_Given problem_.
Wherever "index" appears in a line, copy that line.

* begin Material provided *

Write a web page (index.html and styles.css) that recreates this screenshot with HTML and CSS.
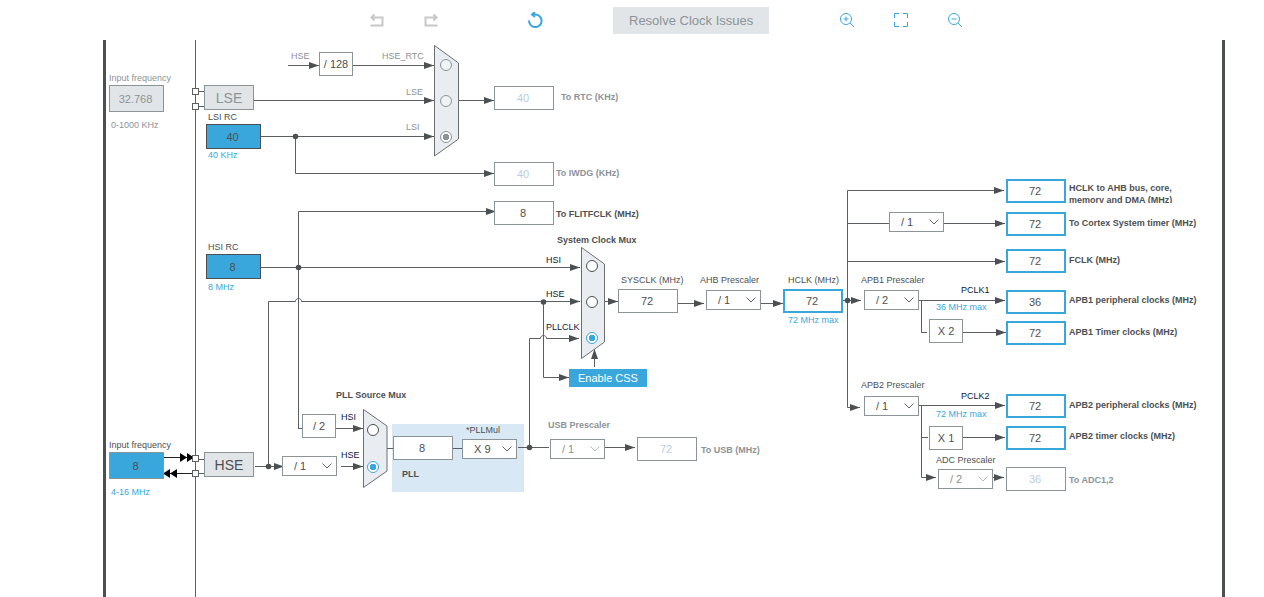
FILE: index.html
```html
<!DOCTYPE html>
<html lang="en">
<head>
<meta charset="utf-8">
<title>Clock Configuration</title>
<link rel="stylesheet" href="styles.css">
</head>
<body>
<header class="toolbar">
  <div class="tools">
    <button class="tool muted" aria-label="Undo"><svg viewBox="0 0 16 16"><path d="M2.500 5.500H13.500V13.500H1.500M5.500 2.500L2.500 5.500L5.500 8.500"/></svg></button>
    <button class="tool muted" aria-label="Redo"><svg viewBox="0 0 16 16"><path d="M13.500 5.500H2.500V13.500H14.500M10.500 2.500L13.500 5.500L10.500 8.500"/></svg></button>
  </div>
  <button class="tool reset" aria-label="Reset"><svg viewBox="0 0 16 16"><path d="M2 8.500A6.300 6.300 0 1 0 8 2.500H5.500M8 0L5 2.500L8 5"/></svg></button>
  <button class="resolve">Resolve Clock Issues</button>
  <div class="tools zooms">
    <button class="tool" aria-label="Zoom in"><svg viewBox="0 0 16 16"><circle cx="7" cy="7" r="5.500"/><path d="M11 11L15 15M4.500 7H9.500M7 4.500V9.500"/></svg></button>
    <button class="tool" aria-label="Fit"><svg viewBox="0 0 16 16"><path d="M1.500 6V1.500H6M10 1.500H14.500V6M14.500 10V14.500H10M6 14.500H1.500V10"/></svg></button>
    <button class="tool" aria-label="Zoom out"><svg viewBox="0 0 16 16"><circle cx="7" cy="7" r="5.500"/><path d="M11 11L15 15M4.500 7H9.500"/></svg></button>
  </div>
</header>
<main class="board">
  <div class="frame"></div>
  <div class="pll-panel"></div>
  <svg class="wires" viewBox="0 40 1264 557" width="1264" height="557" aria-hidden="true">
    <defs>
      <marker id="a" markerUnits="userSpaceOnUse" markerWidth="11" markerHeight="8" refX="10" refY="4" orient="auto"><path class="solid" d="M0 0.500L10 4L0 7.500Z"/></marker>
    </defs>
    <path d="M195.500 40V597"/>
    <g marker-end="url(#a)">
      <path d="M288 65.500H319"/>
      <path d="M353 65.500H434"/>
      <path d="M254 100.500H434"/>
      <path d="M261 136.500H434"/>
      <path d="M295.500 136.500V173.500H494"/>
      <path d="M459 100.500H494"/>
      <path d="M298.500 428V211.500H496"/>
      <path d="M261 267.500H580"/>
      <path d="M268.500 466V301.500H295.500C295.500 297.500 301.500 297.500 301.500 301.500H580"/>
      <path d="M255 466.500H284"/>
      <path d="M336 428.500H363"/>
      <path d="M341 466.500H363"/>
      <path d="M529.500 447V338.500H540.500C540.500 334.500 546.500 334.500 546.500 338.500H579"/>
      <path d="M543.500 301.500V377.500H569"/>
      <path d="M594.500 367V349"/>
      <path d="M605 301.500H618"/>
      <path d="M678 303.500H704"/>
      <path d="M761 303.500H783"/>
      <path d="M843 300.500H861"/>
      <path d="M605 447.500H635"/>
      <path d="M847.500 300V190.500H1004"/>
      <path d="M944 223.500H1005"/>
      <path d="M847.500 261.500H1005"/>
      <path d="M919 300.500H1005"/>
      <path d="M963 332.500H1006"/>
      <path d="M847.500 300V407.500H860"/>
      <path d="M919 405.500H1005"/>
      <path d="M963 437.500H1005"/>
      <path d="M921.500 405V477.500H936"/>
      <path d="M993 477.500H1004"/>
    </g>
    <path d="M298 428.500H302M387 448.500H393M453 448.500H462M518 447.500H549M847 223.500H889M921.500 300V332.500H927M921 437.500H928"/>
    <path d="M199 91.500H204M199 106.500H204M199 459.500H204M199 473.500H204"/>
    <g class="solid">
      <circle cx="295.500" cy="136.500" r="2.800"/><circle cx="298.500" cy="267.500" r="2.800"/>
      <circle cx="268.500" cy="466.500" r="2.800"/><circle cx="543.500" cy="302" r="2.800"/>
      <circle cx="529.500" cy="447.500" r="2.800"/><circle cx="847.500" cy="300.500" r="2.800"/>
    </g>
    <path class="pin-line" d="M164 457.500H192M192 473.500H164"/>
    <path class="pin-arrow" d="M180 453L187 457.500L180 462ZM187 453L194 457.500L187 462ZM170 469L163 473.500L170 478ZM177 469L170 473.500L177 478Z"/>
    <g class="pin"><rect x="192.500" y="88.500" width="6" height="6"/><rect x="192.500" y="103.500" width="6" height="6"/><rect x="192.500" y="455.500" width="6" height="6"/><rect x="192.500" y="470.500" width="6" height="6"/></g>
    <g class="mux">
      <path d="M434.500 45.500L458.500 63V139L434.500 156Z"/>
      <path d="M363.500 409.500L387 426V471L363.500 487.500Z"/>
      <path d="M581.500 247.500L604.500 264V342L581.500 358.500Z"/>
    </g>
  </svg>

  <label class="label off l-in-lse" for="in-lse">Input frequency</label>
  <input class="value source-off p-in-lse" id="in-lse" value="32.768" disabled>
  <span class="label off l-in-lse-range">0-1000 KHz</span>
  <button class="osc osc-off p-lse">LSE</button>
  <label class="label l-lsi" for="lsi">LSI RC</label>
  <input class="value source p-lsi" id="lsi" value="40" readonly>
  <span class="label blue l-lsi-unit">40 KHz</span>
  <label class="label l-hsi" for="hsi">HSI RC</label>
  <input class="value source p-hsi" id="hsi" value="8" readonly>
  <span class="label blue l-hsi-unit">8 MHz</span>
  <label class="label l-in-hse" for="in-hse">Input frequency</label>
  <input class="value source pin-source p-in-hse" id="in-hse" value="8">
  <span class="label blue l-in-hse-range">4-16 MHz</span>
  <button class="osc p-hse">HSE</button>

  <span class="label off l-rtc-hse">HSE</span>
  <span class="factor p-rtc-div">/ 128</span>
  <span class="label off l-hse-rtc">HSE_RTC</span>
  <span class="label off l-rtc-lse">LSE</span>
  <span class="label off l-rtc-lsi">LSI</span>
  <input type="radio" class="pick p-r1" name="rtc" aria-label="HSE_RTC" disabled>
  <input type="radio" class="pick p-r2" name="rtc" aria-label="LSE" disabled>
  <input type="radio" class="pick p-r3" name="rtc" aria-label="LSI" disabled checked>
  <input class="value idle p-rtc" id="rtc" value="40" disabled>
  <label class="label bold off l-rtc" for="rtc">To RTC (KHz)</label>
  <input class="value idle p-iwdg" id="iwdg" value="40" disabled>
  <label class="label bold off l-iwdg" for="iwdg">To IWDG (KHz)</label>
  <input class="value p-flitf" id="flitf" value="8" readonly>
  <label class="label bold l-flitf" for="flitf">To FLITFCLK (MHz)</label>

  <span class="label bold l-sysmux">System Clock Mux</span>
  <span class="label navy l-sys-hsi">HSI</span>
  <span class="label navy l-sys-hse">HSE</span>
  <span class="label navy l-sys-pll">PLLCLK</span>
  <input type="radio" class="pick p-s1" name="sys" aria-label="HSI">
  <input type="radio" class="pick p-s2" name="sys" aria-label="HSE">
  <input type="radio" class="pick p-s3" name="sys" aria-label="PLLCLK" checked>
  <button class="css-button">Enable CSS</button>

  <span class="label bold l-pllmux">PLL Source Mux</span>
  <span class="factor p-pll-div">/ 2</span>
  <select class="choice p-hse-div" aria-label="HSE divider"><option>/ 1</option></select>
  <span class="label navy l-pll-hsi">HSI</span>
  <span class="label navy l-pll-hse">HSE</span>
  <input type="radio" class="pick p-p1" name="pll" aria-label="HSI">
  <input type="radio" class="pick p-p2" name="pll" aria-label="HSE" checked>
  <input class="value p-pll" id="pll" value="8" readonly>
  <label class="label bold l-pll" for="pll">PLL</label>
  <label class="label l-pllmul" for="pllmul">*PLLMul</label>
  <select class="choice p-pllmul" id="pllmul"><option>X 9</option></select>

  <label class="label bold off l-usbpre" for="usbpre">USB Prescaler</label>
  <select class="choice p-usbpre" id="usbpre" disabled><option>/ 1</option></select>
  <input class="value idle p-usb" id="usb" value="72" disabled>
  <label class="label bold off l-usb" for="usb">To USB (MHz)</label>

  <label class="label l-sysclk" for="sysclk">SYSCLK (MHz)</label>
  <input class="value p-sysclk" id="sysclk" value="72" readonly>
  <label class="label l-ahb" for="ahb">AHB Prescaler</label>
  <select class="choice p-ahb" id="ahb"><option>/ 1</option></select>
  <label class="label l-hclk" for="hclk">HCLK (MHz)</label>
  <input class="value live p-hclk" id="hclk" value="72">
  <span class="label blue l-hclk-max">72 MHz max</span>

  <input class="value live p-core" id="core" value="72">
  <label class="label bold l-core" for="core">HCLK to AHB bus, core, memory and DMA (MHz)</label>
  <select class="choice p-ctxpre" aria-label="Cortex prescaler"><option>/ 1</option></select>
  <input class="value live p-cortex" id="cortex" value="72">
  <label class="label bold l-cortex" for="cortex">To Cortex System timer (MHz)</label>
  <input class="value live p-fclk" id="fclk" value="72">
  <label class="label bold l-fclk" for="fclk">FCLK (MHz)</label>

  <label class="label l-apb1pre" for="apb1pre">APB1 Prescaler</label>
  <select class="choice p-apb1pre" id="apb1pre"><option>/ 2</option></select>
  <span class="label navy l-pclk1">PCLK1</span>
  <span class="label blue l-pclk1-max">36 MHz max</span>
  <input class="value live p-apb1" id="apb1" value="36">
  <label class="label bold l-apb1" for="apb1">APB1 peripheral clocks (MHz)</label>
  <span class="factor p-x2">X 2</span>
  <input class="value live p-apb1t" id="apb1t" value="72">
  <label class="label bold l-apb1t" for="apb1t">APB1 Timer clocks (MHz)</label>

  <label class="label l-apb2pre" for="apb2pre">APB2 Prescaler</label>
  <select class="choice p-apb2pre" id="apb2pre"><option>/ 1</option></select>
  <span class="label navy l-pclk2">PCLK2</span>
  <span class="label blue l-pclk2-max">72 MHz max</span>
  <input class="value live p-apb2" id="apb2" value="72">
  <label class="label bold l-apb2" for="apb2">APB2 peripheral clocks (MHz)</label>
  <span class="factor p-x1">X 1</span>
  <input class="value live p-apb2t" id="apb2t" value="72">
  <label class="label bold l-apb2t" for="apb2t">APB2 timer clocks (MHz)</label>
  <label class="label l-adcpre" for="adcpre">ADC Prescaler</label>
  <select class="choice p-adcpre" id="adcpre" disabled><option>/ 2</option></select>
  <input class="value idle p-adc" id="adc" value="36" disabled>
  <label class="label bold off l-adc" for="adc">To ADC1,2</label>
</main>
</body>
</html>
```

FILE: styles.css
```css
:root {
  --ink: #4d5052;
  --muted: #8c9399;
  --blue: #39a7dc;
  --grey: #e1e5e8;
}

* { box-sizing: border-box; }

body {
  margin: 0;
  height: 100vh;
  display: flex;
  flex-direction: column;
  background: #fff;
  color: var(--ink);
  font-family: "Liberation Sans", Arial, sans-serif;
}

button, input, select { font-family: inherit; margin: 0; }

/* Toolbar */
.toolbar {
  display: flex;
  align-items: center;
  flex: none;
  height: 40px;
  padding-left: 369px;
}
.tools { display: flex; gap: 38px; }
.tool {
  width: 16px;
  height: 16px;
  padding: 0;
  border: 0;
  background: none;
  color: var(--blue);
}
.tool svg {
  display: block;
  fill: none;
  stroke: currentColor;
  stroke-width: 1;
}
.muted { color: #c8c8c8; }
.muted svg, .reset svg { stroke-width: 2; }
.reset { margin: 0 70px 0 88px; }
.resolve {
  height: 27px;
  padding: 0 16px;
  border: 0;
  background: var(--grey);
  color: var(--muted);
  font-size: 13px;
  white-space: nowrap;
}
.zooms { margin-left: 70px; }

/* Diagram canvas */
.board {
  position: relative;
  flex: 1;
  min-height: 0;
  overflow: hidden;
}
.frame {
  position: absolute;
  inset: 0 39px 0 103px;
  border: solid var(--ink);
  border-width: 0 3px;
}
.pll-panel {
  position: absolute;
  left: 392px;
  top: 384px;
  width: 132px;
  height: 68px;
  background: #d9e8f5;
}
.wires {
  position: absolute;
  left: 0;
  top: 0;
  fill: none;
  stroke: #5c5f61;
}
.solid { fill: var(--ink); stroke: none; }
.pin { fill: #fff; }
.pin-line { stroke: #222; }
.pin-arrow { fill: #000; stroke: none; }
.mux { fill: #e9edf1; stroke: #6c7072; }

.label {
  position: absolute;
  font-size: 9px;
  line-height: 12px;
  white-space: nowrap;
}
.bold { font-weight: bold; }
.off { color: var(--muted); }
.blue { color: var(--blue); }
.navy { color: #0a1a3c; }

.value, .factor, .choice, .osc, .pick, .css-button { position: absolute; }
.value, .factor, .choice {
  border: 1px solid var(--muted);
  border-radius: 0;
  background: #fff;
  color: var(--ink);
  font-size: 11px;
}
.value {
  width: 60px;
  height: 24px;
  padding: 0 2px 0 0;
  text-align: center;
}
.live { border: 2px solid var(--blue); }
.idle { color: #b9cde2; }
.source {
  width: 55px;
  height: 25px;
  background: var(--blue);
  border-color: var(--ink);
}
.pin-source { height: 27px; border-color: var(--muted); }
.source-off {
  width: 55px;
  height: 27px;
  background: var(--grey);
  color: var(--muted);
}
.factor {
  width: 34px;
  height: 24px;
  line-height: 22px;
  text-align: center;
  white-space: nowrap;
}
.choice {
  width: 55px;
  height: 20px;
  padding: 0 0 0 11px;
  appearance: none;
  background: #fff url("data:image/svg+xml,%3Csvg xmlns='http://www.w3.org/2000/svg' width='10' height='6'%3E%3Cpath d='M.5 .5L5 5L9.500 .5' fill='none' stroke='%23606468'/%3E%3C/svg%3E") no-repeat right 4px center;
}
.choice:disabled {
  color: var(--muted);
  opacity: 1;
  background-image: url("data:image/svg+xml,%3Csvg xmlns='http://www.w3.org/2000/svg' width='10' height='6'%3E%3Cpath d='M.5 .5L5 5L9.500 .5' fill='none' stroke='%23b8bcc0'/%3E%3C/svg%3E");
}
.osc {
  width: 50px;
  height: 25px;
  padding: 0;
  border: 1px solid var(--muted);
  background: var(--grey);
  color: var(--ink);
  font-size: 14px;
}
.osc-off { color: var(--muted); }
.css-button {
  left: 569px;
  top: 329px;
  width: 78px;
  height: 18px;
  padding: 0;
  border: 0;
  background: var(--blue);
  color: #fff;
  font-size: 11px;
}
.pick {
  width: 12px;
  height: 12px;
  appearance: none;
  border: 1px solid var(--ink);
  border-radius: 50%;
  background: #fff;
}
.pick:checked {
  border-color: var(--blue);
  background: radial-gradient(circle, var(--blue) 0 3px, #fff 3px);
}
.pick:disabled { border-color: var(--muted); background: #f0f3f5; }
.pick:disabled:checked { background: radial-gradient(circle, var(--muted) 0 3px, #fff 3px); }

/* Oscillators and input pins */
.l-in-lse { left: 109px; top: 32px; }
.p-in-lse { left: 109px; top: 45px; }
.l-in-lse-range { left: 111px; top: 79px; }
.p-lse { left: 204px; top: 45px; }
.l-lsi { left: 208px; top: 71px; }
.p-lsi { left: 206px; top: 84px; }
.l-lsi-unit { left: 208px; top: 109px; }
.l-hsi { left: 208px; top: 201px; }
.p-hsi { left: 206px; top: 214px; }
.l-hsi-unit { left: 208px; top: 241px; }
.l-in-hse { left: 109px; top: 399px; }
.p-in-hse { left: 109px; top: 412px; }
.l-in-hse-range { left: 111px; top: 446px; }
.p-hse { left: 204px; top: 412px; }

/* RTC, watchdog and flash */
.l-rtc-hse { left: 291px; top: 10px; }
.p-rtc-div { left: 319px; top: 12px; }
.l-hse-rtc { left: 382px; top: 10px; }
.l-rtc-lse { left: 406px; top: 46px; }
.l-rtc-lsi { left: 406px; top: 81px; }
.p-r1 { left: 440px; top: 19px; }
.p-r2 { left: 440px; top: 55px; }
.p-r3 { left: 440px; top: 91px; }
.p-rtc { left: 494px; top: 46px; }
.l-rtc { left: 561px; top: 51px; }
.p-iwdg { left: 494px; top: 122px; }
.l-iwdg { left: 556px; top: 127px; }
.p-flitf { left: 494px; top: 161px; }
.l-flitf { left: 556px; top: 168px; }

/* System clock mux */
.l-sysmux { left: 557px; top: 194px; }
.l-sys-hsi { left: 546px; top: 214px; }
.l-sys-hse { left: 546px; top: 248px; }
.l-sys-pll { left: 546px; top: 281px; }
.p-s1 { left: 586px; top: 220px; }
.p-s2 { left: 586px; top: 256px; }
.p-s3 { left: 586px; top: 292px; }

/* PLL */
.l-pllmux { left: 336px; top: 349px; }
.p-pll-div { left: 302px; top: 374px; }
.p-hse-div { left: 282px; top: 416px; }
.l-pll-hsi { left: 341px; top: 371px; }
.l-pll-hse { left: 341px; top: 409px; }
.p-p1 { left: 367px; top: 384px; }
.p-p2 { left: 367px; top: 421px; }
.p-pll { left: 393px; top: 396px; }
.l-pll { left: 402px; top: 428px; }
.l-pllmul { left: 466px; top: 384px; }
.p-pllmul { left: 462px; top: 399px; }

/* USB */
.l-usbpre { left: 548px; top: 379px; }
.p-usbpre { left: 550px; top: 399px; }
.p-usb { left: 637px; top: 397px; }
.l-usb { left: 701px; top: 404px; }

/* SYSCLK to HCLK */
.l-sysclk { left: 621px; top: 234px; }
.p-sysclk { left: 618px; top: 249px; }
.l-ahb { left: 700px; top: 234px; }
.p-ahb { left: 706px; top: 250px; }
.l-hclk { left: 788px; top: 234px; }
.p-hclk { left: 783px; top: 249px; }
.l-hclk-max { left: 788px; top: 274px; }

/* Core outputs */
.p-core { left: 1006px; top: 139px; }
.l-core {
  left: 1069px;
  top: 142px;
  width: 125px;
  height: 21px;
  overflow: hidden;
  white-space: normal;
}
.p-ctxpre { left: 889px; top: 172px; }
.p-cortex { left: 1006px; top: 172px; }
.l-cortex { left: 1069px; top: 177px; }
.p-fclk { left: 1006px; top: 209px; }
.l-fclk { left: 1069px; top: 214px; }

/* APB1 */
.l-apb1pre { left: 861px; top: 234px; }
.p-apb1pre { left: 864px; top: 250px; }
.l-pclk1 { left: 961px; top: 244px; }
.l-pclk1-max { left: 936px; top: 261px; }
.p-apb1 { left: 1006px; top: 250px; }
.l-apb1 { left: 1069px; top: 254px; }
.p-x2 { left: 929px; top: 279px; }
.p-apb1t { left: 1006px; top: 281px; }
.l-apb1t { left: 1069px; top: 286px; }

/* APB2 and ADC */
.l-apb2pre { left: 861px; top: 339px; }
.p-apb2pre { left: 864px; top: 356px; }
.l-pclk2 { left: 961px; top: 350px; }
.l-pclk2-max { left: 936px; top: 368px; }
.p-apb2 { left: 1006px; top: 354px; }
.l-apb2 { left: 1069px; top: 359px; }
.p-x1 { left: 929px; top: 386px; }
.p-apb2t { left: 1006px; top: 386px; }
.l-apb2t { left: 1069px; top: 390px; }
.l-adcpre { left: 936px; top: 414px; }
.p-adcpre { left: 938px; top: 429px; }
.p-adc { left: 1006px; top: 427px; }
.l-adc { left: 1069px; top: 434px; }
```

* end Material provided *

_Answer to this exercise_.
Write a web page (index.html and styles.css) that recreates this screenshot with HTML and CSS.
FILE: index.html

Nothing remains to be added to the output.